Practically all the others are stuffed to brim with adverts or deal with the stereotypical super cars which aren?t for me really.
Classic car mags - mike hannon
Still see the occasional 304 over here. I once looked at a house that had one languishing in the cellar - with my initials on the plate! Didn't buy the house though.
Oddly enough, the one car you never seem to see over here is the Renault 16. Can't figure out why. Oddballs like the Citroen Ami are quite often seen but you rarely come across a GS either.
You don't even see them mouldering away at the bottom of people's gardens, which seems to be the fate of the majority of old cars in the countryside. I've never figured out why they don't just take 'em to the scrappie.

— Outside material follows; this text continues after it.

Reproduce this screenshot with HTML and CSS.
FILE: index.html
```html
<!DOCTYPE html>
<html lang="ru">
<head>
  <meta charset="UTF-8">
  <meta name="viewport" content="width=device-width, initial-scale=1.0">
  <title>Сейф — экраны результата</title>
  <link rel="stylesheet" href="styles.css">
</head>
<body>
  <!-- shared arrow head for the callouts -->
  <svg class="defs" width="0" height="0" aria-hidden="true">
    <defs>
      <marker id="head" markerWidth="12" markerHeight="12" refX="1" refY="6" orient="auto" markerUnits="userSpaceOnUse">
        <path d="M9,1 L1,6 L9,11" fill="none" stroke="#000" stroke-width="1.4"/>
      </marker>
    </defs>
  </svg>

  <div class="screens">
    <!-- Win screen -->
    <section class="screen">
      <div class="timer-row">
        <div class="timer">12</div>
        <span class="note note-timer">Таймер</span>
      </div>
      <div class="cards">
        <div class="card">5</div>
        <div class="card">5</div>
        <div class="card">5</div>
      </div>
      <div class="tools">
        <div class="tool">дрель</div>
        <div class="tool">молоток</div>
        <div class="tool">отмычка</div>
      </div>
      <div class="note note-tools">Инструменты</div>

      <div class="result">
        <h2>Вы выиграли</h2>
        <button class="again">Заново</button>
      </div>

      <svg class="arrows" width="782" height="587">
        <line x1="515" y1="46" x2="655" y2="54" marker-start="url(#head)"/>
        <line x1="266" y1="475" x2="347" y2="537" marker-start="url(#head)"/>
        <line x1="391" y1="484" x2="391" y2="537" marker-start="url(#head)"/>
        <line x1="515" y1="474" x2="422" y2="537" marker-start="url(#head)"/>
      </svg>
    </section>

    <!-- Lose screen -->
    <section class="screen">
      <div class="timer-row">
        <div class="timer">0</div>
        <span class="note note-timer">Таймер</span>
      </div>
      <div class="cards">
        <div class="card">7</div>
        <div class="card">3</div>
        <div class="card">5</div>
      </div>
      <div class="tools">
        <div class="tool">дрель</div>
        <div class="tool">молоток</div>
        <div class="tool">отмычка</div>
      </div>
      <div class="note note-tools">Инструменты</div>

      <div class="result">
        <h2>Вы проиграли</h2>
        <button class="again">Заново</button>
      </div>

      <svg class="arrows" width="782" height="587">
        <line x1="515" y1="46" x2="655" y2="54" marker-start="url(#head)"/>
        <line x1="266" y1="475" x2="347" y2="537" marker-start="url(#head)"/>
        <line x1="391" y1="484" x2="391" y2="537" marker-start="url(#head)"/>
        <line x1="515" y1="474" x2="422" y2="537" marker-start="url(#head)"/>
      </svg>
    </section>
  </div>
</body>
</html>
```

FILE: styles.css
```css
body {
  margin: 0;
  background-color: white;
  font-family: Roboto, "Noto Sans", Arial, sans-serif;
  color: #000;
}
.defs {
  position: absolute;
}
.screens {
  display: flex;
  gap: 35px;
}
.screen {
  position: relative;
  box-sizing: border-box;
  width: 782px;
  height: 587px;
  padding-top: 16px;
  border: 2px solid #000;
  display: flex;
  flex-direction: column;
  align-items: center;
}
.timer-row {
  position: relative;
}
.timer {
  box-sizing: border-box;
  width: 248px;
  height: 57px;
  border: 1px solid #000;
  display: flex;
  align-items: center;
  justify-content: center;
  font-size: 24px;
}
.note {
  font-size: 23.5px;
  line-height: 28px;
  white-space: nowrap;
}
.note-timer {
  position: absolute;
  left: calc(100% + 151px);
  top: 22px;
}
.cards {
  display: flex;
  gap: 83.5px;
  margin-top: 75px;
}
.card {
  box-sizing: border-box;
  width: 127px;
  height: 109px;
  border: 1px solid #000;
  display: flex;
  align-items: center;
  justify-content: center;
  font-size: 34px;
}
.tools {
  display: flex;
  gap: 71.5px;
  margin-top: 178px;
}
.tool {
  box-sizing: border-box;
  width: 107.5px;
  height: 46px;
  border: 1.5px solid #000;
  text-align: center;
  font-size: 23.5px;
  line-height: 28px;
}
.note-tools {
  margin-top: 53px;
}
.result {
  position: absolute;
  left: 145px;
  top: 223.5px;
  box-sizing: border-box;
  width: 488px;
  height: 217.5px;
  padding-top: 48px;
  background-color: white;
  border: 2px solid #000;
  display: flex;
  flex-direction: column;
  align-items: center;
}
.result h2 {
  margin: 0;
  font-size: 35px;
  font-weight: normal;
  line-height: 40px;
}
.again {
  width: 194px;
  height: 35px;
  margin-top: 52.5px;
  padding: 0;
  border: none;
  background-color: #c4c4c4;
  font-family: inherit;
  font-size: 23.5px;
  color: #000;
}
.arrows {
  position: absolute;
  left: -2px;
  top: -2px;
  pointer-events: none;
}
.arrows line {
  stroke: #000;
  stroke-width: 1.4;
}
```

Classic car mags - Xileno {P}
Certainly in the rural areas the french mentality is to keep their old junk - you never know, one day that decaying old Citroen may come in useful. There's a farmer up the road from us where he shelters his logs using old car bonnets. Some of them look like those of Renault 4's. Another farmer has used an old Renault Dauphine as some kind of hay bale carrier with a complete metal apparatus welded on the back.
Classic car mags - commerdriver
Oddly enough, the one car you never seem to see over here is the >> Renault 16. Can't figure out why.


Having had 2 in the 70s, the reason you don't see many is because they rusted at least as badly as most of the contemporary Leyland models and the dealers weren't up to much.
A great shame because they were lovely cars to drive, it was nice to see the article in Practical Classics.